- Records provided:
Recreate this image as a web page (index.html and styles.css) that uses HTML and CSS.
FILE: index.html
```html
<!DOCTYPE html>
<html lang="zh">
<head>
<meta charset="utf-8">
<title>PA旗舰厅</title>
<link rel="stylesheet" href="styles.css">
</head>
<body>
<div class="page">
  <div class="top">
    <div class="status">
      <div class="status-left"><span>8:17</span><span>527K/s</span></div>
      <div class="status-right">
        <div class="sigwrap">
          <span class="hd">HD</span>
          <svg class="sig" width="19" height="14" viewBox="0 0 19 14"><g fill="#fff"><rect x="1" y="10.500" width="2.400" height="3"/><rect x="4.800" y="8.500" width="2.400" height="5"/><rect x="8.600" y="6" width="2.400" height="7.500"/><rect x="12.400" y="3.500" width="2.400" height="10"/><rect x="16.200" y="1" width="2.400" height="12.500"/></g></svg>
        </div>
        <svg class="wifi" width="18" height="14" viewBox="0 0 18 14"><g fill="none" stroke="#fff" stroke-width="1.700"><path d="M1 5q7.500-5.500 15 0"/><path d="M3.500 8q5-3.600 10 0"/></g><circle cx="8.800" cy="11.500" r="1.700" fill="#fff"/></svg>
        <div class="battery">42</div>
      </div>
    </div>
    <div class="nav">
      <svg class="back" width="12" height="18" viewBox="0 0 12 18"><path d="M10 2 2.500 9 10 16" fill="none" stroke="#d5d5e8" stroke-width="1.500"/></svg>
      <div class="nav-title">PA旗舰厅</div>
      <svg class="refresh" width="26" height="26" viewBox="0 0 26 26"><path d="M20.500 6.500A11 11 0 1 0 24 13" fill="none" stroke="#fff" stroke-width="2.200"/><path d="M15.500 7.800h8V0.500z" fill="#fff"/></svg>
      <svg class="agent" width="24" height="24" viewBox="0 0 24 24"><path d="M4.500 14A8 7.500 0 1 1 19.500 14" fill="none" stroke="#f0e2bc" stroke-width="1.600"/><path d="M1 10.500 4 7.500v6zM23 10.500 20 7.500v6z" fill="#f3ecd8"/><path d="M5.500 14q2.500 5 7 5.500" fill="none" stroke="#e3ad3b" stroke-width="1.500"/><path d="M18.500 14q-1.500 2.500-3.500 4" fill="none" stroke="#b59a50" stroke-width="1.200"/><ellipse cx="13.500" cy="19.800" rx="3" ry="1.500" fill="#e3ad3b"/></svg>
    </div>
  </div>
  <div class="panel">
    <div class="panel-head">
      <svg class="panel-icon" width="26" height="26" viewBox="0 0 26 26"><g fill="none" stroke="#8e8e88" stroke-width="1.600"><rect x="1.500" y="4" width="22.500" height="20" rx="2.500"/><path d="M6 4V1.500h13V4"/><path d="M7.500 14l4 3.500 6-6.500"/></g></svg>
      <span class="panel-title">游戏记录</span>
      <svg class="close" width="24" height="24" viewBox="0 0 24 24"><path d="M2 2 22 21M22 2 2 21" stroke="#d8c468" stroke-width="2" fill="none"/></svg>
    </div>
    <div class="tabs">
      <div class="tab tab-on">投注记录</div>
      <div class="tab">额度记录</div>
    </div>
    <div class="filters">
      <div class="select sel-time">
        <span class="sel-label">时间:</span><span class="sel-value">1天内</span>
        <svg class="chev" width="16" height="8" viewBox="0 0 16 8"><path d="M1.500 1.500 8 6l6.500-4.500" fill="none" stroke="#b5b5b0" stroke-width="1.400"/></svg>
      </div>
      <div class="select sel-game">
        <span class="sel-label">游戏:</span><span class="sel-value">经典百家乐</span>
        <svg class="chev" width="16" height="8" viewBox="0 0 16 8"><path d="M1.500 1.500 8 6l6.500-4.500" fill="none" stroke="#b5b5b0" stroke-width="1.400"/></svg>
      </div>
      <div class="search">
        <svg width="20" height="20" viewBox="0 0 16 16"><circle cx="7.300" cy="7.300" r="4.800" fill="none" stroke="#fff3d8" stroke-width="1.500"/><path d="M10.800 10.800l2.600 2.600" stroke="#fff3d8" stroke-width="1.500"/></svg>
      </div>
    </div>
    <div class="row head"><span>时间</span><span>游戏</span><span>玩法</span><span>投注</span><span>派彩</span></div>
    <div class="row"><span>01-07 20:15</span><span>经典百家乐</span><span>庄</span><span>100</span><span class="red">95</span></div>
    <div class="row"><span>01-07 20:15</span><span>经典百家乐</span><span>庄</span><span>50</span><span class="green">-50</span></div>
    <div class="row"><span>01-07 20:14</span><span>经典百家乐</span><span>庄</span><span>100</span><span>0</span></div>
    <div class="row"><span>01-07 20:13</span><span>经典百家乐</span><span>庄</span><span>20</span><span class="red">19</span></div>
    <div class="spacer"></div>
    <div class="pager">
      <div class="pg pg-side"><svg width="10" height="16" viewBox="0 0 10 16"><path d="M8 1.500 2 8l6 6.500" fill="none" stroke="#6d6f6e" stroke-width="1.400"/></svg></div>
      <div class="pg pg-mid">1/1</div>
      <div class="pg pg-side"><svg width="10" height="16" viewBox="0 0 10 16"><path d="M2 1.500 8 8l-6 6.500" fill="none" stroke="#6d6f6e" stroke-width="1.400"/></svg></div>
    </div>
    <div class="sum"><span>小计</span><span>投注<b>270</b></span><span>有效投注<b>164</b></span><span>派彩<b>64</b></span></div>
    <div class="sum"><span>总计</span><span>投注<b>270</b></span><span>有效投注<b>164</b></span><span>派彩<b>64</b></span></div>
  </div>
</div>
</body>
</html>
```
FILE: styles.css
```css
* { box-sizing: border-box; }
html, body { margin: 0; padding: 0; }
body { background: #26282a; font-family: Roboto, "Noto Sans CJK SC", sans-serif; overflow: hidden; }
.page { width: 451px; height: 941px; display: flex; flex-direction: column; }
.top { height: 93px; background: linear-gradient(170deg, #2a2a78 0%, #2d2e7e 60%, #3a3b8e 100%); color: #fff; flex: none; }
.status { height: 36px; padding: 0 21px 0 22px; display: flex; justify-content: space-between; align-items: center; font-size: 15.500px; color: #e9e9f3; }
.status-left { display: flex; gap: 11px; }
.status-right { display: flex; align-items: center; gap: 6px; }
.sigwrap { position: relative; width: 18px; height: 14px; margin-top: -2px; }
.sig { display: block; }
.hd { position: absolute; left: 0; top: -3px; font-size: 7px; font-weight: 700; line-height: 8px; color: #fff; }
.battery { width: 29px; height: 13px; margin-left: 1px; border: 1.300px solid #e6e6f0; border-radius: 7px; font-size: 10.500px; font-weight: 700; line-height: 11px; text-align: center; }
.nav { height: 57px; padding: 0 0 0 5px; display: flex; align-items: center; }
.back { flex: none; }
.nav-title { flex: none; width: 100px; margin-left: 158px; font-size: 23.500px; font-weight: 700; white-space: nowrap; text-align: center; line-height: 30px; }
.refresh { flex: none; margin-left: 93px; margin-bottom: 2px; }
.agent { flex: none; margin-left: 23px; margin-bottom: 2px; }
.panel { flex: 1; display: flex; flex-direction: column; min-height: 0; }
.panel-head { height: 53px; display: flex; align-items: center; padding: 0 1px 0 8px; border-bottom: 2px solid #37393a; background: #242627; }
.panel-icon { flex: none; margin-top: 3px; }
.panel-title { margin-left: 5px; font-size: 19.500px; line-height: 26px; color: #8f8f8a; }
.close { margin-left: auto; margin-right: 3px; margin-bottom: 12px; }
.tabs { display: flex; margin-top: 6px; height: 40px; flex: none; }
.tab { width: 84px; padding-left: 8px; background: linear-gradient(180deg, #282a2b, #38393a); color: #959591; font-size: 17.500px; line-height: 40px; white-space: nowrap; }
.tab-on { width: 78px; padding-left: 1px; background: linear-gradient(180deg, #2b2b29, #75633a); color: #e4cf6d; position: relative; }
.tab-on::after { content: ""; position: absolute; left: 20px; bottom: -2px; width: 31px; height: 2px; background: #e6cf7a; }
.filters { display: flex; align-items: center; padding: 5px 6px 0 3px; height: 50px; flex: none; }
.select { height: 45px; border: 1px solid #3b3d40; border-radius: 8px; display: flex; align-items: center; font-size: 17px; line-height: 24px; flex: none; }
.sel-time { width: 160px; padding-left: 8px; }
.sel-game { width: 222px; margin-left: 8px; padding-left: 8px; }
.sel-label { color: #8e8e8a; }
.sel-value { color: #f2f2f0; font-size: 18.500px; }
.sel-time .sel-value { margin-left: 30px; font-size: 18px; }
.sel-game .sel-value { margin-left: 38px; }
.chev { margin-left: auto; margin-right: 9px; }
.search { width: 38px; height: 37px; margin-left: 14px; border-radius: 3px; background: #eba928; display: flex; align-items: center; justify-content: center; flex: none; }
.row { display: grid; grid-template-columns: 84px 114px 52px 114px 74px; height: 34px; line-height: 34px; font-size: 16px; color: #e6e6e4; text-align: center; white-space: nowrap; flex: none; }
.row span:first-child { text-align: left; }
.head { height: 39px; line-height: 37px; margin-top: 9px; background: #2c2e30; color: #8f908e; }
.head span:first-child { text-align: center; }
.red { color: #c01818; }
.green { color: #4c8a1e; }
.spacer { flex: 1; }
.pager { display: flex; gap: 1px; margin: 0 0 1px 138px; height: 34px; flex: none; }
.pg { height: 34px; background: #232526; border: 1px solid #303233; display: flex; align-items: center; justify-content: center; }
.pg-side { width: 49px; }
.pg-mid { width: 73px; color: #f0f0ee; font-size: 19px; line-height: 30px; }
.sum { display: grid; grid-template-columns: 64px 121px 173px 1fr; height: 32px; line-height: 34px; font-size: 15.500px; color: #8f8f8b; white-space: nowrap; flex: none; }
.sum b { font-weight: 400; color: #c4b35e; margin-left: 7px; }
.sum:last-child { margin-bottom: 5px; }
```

* * *

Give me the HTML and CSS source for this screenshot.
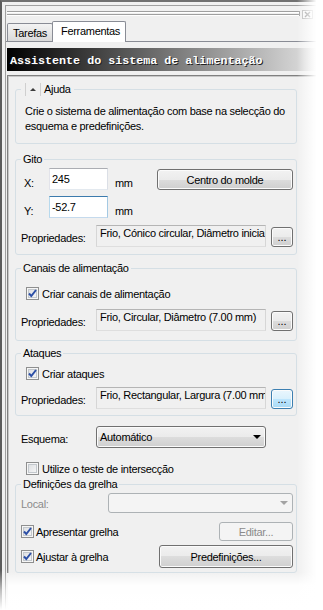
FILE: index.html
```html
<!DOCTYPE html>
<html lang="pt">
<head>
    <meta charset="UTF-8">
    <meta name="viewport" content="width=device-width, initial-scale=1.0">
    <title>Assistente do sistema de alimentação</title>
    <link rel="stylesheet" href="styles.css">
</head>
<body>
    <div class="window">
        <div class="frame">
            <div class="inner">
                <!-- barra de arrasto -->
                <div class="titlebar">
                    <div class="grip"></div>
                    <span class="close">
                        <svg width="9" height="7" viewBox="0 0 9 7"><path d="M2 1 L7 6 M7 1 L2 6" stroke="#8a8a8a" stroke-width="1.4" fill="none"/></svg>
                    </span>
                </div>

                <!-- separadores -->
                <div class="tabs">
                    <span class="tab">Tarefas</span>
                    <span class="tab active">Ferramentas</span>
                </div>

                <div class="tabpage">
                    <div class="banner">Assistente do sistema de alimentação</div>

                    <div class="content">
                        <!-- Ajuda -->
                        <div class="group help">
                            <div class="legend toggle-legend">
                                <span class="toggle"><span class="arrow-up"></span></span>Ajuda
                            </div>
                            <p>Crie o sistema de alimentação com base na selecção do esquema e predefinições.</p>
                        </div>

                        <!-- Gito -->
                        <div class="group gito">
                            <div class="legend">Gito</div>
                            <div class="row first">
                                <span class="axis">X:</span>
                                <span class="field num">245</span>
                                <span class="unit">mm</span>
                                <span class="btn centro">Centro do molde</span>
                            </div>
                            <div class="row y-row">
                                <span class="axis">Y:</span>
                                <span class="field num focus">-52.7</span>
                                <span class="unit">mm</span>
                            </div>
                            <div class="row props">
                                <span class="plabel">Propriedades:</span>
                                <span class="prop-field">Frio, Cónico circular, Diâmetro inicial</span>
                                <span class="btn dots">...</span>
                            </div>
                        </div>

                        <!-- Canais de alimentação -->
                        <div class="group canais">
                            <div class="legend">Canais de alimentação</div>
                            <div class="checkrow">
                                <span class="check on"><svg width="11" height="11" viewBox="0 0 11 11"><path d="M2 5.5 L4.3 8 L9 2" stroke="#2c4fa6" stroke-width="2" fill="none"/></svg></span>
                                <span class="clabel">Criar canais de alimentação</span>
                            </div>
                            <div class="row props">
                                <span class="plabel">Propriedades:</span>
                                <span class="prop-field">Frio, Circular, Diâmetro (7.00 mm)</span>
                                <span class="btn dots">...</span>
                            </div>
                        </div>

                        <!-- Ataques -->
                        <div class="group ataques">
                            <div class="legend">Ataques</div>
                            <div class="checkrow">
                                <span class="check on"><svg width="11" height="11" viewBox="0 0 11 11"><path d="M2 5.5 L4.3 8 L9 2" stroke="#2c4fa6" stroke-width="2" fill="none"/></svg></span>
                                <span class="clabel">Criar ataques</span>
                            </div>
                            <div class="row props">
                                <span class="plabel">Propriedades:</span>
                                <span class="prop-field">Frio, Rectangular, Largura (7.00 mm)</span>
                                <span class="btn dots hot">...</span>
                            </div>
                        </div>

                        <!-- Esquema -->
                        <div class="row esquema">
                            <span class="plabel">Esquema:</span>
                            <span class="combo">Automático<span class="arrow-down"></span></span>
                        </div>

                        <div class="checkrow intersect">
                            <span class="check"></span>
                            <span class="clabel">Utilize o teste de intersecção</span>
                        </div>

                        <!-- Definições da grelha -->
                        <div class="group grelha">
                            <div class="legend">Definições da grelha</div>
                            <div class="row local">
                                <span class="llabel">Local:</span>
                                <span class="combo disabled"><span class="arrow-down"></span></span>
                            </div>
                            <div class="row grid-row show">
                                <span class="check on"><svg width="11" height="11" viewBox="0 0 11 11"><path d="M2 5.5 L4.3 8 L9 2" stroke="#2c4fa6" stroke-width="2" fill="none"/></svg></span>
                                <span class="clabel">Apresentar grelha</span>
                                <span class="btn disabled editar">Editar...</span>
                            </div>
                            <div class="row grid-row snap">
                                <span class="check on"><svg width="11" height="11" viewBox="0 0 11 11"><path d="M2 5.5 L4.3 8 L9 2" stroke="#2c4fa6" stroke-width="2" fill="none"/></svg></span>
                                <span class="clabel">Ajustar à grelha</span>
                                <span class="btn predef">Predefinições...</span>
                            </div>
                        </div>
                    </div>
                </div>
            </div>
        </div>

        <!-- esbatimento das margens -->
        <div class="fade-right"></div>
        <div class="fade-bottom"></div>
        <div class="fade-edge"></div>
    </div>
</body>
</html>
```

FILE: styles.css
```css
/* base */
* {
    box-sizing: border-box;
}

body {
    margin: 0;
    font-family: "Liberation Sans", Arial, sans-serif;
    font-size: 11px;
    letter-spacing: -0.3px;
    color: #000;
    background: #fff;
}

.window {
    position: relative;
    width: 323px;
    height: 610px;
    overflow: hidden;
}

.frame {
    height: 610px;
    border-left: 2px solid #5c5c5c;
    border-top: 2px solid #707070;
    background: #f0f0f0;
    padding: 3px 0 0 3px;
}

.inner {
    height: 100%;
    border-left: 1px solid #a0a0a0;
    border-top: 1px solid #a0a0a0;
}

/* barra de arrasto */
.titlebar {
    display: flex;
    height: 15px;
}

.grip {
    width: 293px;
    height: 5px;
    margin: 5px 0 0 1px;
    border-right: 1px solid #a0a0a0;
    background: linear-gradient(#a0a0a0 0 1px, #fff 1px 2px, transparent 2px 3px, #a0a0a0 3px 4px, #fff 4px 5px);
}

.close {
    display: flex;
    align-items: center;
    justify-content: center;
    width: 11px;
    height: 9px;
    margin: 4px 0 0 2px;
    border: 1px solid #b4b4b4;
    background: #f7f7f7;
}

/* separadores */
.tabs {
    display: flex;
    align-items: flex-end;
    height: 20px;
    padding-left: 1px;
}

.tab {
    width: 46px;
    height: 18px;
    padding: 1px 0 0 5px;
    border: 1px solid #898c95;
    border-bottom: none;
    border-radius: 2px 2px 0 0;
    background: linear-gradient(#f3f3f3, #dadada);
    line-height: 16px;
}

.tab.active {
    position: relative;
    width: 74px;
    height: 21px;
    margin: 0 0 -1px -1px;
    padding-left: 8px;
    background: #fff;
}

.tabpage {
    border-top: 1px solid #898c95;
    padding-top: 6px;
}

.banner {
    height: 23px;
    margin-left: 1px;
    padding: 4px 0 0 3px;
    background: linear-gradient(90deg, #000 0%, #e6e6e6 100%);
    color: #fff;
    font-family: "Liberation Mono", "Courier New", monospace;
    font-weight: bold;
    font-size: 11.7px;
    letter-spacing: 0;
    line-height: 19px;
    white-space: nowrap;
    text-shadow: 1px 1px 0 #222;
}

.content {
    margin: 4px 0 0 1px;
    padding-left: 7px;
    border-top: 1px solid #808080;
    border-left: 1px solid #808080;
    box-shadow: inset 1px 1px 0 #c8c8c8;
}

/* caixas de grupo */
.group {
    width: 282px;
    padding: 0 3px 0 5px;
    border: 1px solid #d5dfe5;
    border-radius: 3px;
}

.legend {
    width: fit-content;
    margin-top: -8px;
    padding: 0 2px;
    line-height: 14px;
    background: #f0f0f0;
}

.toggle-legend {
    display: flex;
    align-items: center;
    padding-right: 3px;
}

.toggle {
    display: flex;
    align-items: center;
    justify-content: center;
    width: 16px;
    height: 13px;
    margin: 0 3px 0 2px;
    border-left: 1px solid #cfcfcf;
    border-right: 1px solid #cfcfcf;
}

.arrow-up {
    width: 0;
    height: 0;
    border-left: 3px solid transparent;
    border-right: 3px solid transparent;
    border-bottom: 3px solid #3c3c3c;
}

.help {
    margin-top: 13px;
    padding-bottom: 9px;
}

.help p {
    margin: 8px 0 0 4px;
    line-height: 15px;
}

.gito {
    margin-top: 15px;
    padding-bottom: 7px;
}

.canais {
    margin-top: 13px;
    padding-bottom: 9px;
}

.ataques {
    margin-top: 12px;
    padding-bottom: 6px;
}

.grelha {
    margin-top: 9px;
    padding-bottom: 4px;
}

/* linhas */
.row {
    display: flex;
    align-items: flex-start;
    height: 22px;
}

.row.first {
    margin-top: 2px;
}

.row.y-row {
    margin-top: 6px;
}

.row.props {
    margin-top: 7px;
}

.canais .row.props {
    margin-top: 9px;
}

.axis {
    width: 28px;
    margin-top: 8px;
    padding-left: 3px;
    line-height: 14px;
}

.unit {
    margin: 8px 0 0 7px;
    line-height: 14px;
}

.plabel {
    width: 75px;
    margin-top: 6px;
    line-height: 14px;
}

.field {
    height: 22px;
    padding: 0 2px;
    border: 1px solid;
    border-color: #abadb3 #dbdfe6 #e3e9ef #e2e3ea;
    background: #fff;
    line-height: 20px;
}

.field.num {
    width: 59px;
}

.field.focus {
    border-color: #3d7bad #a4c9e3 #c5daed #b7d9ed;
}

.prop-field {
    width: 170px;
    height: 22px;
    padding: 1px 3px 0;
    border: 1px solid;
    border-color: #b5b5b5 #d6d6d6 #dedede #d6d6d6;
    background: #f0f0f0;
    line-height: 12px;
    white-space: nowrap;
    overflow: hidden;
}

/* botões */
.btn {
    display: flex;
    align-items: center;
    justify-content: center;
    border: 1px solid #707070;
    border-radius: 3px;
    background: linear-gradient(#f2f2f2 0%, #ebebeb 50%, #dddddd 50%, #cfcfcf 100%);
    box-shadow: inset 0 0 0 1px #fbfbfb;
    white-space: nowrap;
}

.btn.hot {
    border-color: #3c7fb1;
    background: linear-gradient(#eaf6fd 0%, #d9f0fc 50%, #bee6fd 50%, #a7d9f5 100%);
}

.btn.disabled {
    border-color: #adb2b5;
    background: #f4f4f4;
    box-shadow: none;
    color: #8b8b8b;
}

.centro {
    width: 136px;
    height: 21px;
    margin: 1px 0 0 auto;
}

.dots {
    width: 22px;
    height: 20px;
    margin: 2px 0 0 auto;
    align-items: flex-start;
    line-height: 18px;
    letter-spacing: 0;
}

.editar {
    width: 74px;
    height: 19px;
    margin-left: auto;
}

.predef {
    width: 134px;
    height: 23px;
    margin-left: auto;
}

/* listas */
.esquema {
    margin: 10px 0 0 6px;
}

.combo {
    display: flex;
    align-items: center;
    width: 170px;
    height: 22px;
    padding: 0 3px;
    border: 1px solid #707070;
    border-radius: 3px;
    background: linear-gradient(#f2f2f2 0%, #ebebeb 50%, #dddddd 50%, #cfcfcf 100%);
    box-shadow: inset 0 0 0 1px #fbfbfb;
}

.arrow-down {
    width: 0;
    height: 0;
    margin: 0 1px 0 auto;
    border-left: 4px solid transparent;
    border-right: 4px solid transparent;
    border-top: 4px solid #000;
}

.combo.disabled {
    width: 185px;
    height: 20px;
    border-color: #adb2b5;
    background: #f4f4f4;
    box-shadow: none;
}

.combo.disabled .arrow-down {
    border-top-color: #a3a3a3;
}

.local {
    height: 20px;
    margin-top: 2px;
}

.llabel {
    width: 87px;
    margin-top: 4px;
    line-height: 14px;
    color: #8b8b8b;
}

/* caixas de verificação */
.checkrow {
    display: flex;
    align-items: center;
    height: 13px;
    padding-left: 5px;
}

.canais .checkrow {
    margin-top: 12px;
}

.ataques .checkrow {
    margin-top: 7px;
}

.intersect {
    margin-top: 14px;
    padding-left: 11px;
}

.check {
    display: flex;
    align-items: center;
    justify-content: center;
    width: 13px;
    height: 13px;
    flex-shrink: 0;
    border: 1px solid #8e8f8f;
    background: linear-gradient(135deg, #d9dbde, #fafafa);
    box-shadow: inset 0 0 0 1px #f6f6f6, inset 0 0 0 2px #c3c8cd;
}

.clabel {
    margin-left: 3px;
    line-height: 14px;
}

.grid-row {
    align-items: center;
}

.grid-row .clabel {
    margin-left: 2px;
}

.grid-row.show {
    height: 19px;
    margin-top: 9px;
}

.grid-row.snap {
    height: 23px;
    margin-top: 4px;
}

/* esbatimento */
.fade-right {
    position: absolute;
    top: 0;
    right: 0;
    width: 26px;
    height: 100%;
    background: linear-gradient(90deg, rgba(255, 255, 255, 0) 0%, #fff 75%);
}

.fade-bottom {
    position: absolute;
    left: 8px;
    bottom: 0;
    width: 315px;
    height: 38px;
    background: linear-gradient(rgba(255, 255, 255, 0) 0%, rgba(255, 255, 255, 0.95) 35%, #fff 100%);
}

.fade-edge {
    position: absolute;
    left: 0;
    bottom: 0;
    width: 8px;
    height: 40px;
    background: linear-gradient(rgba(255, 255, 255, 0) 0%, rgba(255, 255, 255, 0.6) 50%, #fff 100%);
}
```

- What needs to be done: Identify every line holding the word "this" and copy it out.

- Answer below:
Recreate this image as a web page (index.html and styles.css) that uses HTML and CSS.
Give me the HTML and CSS source for this screenshot.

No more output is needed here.